Genus:Galium verum
Pronunciation: (GAY-lee-um VEER-um)
Family: Rubiaceae
Hardy perennial herb
Each summer, on a sunny morning in late July, a friend of mine drives out into the country. Parking at the edge of a gravel road that parallels the multilane parkway, she takes only a few steps up the embankment to a sea of bright yellow, honey-scented froth–a thriving patch of Our-Lady’s bedstraw at the peak of bloom. With a pair of scissors that she keeps in the car for just this purpose, she cuts a few sprays to brighten her apartment. My friend’s annual ritual demonstrates just one of the ways that people have celebrated this beautiful and useful herb.
The genus Galium comprises some 400 species of annual and perennial herbs found nearly worldwide. Our-Lady’s bedstraw (G. verum), also called yellow bedstraw, is native to Europe and Asia but is naturalized throughout much of North America. It is a perennial herb with creeping stolons and 3-foot-long erect, trailing, or sprawling stems that may be four-angled like those of mints or rounded. These are branched, often woody at the base, and usually covered with minute hairs. The leaves are shiny, needlelike (about 1/2 inch long), and borne in whorls of six to twelve. They are hairy on top and closely covered with minute hairs below.
The plant’s dense clusters of tiny, four-lobed tubular flowers blossom in midsummer. Occasionally, bedstraws with looser clusters of odorless, lemon yellow flowers are found intermingled with this fragrant, bright-yellow-flowered form. Some botanists have assigned these plants to G. verum, but others consider them a subspecies (subsp. wirtgenii) or even a different species (G. wirtgenii).
Other members of the Rubiaceae (madder family), in addition to its namesake dye plant madder (Rubia tinctorum), include the coffee tree (Coffea arabica), cinchona tree (Cinchona spp., the source of quinine), and gardenia (Gardenia spp.). Herbal relatives in the genus Galium include sweet woodruff (G. odoratum), a handsome ground cover and the source of the essential flavoring for the German spring punch Maibowle, and cleavers (G. aparine), a weedy plant prized in some folk traditions as a diuretic and spring potherb.

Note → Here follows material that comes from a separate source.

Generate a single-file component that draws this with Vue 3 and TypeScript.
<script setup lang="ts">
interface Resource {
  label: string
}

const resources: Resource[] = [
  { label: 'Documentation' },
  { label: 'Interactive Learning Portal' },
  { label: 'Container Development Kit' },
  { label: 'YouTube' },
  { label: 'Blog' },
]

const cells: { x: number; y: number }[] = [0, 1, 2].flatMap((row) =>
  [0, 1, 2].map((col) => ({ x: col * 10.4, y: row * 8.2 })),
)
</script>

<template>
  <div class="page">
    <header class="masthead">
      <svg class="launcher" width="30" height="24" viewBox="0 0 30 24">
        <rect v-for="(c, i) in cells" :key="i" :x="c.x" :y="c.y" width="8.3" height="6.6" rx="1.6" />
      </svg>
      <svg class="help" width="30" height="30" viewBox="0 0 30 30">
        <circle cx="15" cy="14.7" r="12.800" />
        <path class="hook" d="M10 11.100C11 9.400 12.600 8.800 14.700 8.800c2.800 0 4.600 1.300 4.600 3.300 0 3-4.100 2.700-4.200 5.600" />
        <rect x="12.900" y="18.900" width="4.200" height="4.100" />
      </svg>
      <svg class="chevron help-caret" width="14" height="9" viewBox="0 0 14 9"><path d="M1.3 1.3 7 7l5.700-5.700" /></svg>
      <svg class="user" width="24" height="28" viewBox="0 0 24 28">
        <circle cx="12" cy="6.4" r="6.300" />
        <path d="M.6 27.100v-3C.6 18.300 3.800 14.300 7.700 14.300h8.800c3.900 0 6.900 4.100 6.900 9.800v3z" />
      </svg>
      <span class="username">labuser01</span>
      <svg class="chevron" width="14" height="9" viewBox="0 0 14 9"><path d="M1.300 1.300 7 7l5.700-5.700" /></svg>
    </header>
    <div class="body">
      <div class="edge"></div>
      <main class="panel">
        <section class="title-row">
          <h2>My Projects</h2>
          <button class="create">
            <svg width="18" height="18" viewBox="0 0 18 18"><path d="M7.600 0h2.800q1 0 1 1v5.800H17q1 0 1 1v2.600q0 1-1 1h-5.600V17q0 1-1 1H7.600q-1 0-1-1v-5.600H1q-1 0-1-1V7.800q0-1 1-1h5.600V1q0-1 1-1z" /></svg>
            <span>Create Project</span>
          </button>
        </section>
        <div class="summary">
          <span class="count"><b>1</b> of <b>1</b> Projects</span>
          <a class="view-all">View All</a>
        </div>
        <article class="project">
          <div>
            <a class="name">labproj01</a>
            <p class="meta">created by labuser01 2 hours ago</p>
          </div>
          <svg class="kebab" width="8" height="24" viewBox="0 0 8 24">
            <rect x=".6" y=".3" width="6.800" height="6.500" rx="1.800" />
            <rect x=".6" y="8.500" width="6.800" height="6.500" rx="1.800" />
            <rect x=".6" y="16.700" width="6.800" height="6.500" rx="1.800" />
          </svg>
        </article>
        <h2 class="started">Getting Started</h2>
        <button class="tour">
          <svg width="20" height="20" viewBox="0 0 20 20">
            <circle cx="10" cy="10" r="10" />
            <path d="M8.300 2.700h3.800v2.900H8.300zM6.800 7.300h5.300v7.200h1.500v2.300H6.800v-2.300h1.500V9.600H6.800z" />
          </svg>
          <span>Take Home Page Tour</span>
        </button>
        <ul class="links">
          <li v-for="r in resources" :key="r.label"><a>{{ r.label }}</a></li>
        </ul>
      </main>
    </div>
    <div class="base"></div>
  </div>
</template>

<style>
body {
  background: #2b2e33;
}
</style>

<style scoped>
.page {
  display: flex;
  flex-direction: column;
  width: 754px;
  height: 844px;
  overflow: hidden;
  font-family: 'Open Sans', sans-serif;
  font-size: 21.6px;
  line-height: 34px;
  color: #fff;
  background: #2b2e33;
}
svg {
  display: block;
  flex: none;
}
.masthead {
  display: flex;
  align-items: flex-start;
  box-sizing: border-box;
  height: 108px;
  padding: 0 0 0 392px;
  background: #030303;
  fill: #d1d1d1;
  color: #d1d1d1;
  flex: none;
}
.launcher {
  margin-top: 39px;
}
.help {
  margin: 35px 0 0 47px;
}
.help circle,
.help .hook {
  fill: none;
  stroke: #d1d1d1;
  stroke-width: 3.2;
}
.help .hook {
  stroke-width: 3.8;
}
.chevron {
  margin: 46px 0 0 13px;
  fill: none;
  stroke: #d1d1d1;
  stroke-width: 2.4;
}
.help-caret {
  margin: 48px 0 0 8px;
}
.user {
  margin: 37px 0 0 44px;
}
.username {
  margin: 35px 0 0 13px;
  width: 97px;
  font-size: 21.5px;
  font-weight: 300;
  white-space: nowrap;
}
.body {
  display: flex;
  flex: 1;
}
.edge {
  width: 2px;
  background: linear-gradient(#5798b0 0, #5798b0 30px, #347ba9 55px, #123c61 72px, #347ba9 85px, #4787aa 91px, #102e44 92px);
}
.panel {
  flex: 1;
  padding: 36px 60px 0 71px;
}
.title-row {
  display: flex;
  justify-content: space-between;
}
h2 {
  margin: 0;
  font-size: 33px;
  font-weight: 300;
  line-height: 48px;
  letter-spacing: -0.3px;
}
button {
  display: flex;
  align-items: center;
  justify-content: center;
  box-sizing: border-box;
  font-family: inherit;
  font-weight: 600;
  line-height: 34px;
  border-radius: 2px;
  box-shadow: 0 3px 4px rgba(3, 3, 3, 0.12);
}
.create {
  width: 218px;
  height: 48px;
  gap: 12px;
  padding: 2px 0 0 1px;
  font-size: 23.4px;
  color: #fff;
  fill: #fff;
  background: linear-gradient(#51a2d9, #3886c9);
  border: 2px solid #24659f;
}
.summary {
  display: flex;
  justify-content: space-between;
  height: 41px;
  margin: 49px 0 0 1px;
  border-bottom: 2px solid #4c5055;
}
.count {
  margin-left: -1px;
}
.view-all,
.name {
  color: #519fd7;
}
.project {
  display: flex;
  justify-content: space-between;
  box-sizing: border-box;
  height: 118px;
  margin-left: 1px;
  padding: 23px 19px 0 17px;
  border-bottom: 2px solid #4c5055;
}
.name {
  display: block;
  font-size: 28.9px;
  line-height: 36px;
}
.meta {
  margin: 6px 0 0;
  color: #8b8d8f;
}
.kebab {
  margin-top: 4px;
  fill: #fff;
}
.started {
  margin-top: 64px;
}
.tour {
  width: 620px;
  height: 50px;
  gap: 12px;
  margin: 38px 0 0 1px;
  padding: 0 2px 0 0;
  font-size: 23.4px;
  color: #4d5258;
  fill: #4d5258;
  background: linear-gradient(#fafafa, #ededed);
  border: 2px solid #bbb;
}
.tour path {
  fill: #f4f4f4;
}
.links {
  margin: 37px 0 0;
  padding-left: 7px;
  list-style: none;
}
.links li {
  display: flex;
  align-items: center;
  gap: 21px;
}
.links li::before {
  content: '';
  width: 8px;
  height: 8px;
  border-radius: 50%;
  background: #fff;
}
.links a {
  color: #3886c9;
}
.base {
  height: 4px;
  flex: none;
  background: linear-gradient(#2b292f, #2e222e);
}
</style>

Uses for Our-Lady’s Bedstraw
Like sweet woodruff, the tops of Our-Lady’s bedstraw are fragrant when dried because of the presence of coumarin, whose scent has been likened to vanilla or new-mown hay. The tops have traditionally been used to stuff mattresses; this practice may have given rise to the legend that the Virgin Mary lined the manger in Bethlehem with it, hence the common name Our-Lady’s bedstraw. To stuff pillows or mattresses with this herb, cut the tops in midsummer and dry them in the sun. You’ll need a lot. Don’t be surprised if they rustle when you turn over in bed.
Another common name, cheese rennet, comes from the use in cheese making of an extract of the tops, which contains an enzyme that curdles milk. The generic name, Galium, derived from the Greek gala, means “milk” (verum is Latin for “true”). Sometimes the bedstraw extract was mixed with calf rennet, a curdling agent derived from the fourth stomach of calves. An acidic beverage made by distilling the tops in water dates at least to the seventeenth century.
The tops also yield a yellow dye that has been used to color butter, wool and silk yarn, women’s hair (in fifteenth-century England), and cheese, especially English Cheshire cheese. Like those of madder, the roots of Our-Lady’s bedstraw yield a red dye; using alum as a mordant creates coral, while chrome brings on a brick red. Those who believed in Doctrine of Signatures, according to which the appearance of an herb revealed its use, concluded that the red dye meant that the herb was good for stopping bleeding.
The first-century Greek physician Dioscorides prescribed an ointment of bedstraw to treat burns, and the seventeenth-century English herbalist Culpeper found it useful for treating children’s skin disorders.
Folk practitioners have recommended the use of Our-Lady’s bedstraw in a footbath or as a tea to be used as a diuretic, laxative, or treatment for epilepsy. No scientific studies support those uses, however, and Our-Lady’s bedstraw today is known principally as a pretty landscape plant.
Growing Our-Lady’s Bedstraw
Unlike the shade-loving sweet woodruff, Our-Lady’s bedstraw thrives in bright sunshine and tolerates dry soil. It is hardy in Zones 3 to 8.
To counter its invasive tendencies, plant this herb in a bottomless pot or in a spot where it won’t matter if it spreads. If it tends to flop, you can prop it up with twiggy prunings or enclose it in a peony hoop. Fresh seeds germinate more readily than those that have been dried and stored. You can easily increase your stock by dividing established plants in spring or early fall.